> [Given exercise]
Only the lines from the start of the data to the line containing "const COLS = ['A', 'B', 'F', 'G', 'H', 'I', 'J', 'K'];", both included, should be output, exactly and without pictures.

> [Source material]
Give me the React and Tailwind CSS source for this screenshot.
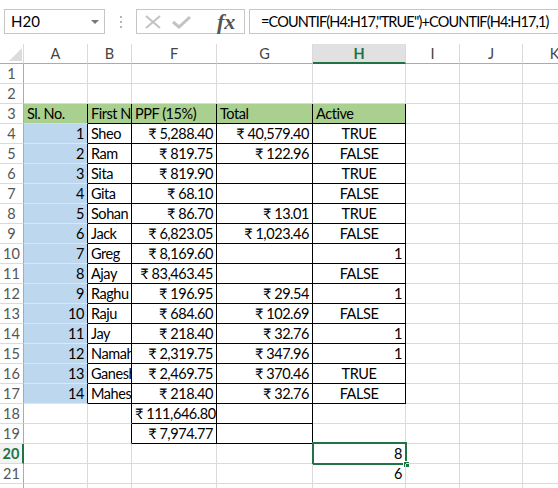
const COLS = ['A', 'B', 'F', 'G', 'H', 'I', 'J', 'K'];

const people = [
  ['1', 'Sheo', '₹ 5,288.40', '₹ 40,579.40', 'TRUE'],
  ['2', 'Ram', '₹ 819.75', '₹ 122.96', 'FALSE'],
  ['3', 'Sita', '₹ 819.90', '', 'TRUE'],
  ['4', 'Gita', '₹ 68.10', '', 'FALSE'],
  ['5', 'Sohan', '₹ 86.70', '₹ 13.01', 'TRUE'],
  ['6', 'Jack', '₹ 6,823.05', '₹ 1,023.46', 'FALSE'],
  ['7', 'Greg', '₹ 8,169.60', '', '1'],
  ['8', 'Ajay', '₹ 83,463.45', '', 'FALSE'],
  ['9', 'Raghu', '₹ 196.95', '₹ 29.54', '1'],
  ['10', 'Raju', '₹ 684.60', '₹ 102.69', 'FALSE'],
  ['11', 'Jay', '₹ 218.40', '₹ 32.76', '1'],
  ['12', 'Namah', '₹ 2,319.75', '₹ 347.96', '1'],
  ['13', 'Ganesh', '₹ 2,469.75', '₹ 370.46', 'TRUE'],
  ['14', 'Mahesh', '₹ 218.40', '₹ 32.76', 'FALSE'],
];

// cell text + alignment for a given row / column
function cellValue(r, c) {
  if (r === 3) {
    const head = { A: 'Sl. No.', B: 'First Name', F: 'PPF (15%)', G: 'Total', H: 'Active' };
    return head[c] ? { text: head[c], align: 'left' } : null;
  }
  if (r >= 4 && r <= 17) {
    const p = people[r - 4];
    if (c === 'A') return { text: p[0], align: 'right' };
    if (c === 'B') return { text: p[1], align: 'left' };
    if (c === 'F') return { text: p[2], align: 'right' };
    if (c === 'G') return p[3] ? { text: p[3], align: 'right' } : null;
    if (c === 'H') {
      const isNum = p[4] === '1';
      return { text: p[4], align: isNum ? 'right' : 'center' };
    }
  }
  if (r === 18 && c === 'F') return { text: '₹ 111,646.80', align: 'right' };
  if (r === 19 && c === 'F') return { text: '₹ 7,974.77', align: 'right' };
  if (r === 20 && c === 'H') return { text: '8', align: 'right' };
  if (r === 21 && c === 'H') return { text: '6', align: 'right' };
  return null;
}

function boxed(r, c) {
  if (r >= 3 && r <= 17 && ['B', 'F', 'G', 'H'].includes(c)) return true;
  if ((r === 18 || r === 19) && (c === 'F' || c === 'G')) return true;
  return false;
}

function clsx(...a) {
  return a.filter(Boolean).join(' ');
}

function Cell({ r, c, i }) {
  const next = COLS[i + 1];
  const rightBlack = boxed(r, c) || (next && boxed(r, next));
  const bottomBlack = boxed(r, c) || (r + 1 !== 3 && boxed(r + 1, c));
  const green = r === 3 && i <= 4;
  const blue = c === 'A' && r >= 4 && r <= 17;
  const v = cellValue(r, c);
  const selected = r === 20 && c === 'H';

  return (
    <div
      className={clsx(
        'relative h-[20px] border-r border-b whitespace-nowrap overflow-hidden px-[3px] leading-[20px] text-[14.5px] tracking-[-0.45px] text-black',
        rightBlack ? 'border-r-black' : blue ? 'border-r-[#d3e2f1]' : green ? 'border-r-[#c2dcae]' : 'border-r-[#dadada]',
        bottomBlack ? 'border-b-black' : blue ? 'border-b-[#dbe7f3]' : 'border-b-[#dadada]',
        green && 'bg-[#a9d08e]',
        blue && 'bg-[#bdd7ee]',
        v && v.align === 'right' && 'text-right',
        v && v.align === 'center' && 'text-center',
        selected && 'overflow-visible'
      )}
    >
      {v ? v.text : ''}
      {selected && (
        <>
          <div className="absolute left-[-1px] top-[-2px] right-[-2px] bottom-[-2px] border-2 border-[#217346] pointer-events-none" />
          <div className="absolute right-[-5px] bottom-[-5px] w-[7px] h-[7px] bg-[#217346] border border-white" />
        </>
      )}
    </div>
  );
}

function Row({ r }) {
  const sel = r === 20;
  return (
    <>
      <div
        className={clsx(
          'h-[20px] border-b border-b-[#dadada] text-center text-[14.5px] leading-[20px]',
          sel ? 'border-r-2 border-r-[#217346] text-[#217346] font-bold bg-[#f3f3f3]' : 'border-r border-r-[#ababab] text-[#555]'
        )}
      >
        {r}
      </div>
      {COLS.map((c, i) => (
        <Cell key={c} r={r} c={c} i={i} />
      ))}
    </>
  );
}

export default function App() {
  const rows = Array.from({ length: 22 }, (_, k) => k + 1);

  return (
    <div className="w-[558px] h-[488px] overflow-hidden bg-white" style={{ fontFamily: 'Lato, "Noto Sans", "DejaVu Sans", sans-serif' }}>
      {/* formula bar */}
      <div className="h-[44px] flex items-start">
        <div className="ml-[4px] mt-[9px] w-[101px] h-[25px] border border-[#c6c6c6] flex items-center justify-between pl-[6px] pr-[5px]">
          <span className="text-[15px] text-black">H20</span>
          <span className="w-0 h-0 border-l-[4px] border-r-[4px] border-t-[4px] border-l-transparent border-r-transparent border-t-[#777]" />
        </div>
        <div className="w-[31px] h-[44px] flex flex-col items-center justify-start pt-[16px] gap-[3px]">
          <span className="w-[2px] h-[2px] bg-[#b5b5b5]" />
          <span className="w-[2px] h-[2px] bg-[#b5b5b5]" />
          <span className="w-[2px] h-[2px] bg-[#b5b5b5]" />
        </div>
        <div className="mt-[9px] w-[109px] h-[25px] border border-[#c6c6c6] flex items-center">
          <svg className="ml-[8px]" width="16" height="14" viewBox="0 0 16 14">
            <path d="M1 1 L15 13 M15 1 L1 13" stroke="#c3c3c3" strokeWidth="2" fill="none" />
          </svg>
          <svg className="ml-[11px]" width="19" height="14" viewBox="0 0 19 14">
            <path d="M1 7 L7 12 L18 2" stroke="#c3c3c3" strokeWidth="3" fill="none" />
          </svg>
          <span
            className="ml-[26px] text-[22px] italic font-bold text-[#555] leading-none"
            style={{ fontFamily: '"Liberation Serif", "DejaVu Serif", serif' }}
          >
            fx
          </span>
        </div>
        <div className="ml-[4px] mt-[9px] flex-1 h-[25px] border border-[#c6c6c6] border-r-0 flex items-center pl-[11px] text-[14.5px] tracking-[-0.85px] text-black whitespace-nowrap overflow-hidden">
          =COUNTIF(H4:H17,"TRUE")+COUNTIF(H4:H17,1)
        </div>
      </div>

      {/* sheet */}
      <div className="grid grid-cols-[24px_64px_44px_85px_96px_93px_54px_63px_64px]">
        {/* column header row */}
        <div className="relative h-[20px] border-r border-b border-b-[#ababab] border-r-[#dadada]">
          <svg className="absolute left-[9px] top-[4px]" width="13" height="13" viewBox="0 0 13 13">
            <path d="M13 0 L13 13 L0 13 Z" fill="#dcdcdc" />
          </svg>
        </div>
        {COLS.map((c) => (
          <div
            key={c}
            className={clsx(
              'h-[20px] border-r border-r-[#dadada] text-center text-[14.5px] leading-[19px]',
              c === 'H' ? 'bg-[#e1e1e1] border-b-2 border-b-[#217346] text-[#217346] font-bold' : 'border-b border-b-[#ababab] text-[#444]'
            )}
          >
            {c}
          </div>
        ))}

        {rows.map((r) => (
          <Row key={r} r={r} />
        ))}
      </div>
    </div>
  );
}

> [Complete response]
Give me the React and Tailwind CSS source for this screenshot.
const COLS = ['A', 'B', 'F', 'G', 'H', 'I', 'J', 'K'];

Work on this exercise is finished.